I pasted this already to another response and this was probably the part
that ignited me to send the patch set (was a few days ago, so had to
revisit to find the exact paragraph):

"Maintainers have the right and responsibility to remove, edit, or
reject comments, commits, code, wiki edits, issues, and other
contributions that are not aligned to this Code of Conduct, or to ban
temporarily or permanently any contributor for other behaviors that they
deem inappropriate, threatening, offensive, or harmful."

The whole patch set is neither a joke/troll nor something I would
necessarily want to be include myself.

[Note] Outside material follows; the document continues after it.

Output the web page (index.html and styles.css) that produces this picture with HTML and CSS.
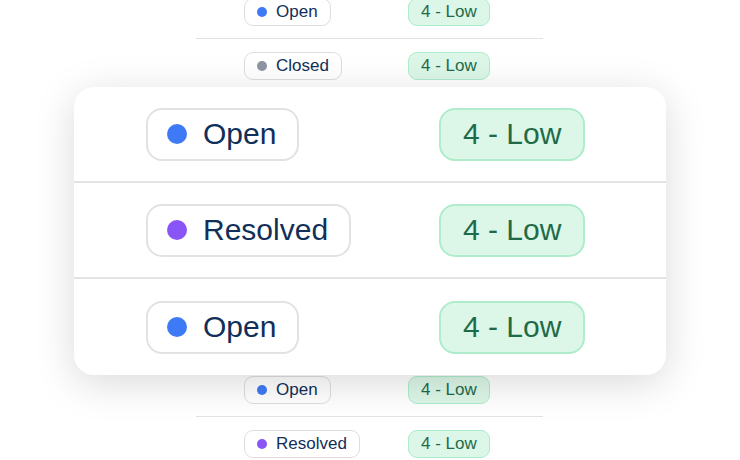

It does have the RFC tag.

As a maintainer myself (and based on somewhat disturbed feedback from
other maintainers) I can only make the conclusion that nobody knows what
the responsibility part here means.

I would interpret, if I read it like at lawyer at least, that even for
existing code you would need to do the changes postmorterm.

Is this wrong interpretation?  Should I conclude that I made a mistake
by reading the CoC and trying to understand what it *actually* says?
After this discussion, I can say that I understand it less than before.